INSTRUCTIONS TO FOLLOW -
Reproduce nothing except the lines between the line with "Output the component" and the line with "Sans', 'Noto Sans", both ends included, and please leave out pictures.

Web page code records -

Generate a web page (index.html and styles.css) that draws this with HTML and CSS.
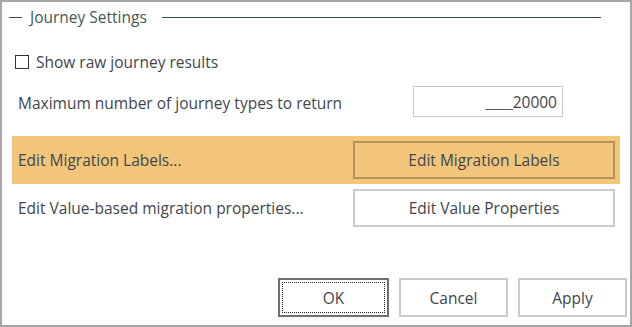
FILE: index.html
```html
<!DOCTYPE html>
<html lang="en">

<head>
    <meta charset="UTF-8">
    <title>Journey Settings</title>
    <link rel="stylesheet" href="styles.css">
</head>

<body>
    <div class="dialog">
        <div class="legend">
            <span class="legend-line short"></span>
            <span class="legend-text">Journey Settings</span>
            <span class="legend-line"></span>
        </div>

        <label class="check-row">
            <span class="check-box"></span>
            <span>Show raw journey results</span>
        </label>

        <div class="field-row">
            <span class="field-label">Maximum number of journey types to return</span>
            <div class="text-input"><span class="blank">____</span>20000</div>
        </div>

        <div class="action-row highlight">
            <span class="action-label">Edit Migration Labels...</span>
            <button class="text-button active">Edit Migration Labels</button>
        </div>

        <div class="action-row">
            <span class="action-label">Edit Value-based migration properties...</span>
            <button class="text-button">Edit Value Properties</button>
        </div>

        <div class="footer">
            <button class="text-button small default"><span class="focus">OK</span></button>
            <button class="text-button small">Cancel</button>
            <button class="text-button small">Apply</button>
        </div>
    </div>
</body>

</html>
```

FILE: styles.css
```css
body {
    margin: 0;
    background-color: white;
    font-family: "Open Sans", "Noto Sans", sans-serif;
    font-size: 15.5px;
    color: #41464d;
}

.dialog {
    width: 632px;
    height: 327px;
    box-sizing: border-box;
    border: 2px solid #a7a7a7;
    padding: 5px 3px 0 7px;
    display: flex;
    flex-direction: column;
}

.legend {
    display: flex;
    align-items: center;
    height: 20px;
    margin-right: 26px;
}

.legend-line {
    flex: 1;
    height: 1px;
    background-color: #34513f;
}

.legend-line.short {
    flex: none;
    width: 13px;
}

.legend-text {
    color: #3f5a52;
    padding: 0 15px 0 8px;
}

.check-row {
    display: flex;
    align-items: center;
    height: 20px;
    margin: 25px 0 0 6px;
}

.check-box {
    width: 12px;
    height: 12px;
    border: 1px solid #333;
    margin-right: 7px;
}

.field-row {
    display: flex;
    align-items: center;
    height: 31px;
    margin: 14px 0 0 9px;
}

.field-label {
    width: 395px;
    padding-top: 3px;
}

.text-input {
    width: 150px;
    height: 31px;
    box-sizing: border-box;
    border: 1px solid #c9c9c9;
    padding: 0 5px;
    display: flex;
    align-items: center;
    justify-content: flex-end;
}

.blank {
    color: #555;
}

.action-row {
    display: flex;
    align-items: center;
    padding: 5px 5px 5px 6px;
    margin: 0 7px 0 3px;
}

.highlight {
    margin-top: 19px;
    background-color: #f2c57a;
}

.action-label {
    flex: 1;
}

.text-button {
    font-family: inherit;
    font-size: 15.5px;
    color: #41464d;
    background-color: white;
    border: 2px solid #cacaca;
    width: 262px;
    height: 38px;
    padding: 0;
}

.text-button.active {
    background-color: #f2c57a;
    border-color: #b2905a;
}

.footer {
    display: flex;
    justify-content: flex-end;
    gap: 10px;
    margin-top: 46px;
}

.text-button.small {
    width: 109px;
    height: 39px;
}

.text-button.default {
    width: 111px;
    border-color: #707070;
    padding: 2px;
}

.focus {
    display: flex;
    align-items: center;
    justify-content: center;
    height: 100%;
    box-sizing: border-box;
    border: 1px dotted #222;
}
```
--
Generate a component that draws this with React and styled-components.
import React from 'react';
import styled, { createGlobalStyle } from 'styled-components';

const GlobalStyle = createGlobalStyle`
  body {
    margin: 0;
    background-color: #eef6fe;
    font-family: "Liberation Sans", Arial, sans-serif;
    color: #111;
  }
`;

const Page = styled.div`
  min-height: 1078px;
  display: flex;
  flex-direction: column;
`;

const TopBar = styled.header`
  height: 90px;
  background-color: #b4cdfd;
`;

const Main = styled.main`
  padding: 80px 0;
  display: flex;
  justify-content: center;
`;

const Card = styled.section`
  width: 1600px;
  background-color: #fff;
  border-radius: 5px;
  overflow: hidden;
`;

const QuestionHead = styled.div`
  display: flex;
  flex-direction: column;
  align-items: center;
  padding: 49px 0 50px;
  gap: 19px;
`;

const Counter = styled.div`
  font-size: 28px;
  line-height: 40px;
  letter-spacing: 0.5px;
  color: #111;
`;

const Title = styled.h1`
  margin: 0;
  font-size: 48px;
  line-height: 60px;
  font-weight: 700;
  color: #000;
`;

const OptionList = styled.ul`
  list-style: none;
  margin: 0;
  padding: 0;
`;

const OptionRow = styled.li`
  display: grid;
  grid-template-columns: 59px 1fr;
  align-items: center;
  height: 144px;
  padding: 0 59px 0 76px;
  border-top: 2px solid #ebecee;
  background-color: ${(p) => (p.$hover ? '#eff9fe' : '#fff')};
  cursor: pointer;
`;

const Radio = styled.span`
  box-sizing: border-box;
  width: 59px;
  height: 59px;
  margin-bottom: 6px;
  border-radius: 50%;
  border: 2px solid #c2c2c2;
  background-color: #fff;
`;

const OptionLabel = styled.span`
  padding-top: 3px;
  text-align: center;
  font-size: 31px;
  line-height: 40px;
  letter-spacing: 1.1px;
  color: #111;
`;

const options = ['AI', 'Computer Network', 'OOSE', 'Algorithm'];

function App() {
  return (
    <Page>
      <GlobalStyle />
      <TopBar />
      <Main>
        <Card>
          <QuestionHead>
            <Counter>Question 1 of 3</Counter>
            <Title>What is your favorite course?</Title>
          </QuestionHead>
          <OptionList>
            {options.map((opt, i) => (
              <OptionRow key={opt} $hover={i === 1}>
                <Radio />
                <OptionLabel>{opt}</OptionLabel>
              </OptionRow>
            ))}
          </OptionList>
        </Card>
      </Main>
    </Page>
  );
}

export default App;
---
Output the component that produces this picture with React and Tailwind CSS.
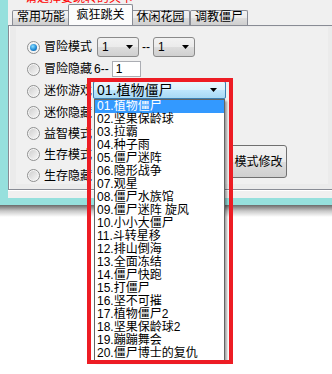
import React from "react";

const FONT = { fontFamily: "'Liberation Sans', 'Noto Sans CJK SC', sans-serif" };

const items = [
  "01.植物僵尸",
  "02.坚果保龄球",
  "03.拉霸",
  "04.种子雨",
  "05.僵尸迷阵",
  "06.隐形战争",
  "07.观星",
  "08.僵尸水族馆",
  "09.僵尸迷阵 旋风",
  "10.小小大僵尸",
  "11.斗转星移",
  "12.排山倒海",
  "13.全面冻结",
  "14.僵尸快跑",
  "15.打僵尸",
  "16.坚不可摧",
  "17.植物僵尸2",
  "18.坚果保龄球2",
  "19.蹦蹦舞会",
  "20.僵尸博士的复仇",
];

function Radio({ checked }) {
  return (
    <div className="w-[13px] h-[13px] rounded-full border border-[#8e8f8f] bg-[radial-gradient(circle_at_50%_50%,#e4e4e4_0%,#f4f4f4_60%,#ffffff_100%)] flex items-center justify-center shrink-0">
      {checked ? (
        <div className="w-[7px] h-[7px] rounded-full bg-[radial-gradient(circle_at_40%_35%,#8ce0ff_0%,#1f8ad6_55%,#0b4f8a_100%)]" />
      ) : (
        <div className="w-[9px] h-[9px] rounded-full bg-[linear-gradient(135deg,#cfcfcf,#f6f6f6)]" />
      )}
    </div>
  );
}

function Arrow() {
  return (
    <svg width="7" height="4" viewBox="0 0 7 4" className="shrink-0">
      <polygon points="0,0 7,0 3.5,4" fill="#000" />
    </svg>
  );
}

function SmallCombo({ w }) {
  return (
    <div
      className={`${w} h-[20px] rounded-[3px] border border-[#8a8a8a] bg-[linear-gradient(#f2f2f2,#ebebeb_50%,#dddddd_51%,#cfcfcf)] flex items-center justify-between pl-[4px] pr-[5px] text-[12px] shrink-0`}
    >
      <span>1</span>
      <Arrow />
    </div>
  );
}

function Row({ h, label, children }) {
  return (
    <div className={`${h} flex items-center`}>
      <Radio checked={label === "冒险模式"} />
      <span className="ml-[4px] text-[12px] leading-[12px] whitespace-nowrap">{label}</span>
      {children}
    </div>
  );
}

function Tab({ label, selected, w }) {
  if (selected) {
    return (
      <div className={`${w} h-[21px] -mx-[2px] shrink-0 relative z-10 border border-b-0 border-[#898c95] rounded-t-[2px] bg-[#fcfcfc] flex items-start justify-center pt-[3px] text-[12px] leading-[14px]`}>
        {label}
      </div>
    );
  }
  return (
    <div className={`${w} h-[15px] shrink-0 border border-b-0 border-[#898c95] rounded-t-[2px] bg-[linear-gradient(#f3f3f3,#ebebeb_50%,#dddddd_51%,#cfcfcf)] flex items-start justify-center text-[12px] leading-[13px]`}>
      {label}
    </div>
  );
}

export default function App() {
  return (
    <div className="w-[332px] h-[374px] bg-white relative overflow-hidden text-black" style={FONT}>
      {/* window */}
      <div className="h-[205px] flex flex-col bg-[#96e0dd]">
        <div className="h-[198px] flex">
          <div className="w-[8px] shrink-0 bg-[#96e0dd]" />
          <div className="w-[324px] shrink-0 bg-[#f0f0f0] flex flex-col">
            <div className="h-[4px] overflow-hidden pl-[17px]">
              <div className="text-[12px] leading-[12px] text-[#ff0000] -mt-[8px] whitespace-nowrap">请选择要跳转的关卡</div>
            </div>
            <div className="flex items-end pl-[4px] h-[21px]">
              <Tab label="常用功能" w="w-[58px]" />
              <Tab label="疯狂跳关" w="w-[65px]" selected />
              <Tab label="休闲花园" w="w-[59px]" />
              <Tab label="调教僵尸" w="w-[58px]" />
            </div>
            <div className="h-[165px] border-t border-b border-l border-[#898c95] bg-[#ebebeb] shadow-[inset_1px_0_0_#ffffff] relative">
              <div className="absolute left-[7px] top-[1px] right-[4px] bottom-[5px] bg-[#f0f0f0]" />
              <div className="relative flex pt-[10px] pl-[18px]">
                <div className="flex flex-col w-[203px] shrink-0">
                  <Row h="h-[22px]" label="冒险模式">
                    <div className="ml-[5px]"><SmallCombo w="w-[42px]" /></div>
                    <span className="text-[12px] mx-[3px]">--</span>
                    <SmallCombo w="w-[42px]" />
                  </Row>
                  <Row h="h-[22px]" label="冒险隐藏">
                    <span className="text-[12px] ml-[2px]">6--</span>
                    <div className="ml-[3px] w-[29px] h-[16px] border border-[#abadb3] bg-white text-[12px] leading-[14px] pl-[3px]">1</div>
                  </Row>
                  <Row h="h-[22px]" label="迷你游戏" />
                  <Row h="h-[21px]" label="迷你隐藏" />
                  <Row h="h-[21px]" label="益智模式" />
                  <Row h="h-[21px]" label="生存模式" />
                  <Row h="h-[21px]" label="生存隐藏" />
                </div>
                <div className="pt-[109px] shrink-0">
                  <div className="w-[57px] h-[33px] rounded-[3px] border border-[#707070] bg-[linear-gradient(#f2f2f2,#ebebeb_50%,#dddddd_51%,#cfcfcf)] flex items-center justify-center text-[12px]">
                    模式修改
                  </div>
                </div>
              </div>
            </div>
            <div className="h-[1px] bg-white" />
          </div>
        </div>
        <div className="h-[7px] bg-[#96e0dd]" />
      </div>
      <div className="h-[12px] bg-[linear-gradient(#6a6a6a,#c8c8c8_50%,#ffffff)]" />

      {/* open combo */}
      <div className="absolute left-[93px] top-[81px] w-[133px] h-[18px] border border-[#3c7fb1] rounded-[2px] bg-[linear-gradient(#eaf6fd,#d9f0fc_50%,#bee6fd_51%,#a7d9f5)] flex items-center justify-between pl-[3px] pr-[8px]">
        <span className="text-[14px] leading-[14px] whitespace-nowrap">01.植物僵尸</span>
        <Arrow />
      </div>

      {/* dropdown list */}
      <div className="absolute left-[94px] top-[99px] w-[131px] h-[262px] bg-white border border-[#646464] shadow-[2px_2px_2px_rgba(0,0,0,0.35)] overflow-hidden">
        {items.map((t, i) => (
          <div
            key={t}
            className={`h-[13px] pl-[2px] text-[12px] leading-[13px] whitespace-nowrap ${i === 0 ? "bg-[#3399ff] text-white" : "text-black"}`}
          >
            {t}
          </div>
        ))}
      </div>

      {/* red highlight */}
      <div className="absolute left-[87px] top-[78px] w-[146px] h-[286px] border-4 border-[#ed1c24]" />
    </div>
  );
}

RESULT FOR THIS TASK -
Output the component that produces this picture with React and Tailwind CSS.
import React from "react";

const FONT = { fontFamily: "'Liberation Sans', 'Noto Sans CJK SC', sans-serif" };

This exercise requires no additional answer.